**What this task involves:** Which lines include the word "components"? Copy each of them.

**Data segment:**

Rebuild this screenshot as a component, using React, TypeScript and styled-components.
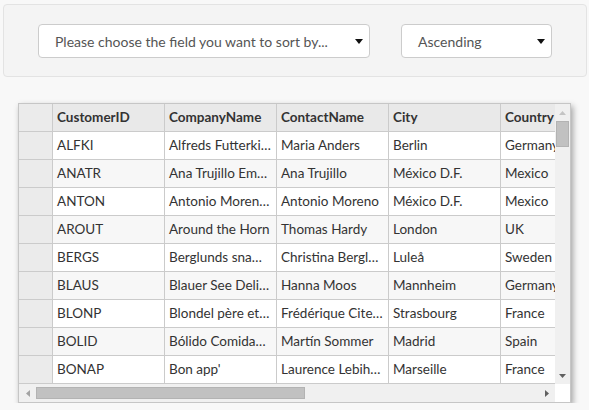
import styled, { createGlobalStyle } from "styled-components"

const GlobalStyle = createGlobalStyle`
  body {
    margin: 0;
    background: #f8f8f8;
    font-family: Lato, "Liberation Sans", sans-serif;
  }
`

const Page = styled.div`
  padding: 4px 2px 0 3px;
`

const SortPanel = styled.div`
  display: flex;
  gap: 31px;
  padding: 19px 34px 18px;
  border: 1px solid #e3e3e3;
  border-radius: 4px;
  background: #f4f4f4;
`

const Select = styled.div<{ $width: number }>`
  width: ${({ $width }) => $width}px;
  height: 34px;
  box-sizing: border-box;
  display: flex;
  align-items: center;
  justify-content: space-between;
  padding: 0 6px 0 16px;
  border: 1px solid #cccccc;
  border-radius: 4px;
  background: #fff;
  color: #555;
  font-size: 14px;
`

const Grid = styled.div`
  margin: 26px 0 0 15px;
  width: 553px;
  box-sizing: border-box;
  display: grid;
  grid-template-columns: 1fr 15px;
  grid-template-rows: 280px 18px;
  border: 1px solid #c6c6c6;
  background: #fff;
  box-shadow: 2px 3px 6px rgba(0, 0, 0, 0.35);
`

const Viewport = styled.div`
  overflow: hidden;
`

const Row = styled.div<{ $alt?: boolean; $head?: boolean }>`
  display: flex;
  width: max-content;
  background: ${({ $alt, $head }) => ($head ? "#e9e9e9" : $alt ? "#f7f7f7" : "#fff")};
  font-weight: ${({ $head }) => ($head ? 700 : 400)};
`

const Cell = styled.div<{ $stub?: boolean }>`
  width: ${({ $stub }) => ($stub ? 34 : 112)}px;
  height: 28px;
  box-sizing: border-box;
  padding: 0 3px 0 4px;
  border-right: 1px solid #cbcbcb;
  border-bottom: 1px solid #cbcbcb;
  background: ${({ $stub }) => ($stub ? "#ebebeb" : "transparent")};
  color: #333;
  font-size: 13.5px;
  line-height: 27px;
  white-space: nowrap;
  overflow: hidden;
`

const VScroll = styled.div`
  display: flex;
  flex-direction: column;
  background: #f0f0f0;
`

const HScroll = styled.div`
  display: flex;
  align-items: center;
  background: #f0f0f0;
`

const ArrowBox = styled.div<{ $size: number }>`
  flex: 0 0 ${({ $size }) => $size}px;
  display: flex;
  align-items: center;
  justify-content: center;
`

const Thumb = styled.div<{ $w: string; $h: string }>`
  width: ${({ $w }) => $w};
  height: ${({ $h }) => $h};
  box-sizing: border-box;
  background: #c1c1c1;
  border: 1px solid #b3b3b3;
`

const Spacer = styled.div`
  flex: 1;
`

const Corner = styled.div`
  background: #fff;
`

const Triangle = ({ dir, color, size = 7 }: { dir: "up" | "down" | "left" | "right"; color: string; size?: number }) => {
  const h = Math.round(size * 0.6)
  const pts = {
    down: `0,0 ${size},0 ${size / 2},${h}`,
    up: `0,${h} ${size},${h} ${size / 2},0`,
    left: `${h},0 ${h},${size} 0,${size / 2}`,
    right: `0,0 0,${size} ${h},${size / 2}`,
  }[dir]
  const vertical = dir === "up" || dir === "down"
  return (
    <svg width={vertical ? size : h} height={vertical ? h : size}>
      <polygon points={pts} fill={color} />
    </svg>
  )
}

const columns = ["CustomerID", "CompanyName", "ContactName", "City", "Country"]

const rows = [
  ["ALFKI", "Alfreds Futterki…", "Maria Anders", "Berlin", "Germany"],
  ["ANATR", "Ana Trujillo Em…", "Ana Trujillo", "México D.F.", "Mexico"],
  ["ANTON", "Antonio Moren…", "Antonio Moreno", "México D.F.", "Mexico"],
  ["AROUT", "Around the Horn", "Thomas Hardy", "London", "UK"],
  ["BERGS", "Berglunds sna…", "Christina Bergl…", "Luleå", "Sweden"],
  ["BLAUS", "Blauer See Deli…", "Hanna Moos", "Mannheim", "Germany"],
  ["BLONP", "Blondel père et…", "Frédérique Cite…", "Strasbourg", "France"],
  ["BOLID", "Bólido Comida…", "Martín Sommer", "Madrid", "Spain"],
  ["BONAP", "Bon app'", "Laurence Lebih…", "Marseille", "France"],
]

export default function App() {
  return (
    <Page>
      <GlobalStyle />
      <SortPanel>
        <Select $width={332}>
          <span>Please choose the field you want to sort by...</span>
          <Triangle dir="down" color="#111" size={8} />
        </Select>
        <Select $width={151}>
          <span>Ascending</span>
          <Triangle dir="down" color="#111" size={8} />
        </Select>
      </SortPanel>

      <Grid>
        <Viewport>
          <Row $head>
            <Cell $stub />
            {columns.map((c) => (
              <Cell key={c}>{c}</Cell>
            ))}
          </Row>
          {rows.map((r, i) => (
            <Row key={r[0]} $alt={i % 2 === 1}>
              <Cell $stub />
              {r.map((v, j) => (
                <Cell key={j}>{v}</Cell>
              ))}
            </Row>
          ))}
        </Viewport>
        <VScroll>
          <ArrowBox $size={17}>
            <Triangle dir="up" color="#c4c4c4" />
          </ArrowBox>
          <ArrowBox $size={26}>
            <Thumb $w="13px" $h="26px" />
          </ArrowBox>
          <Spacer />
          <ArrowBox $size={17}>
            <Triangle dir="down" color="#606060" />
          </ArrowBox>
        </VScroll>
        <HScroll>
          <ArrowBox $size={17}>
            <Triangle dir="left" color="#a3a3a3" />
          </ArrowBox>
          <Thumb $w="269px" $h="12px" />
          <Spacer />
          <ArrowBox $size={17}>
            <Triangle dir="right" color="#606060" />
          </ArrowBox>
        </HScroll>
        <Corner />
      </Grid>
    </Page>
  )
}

**Exercise response:**
Rebuild this screenshot as a component, using React, TypeScript and styled-components.
import styled, { createGlobalStyle } from "styled-components"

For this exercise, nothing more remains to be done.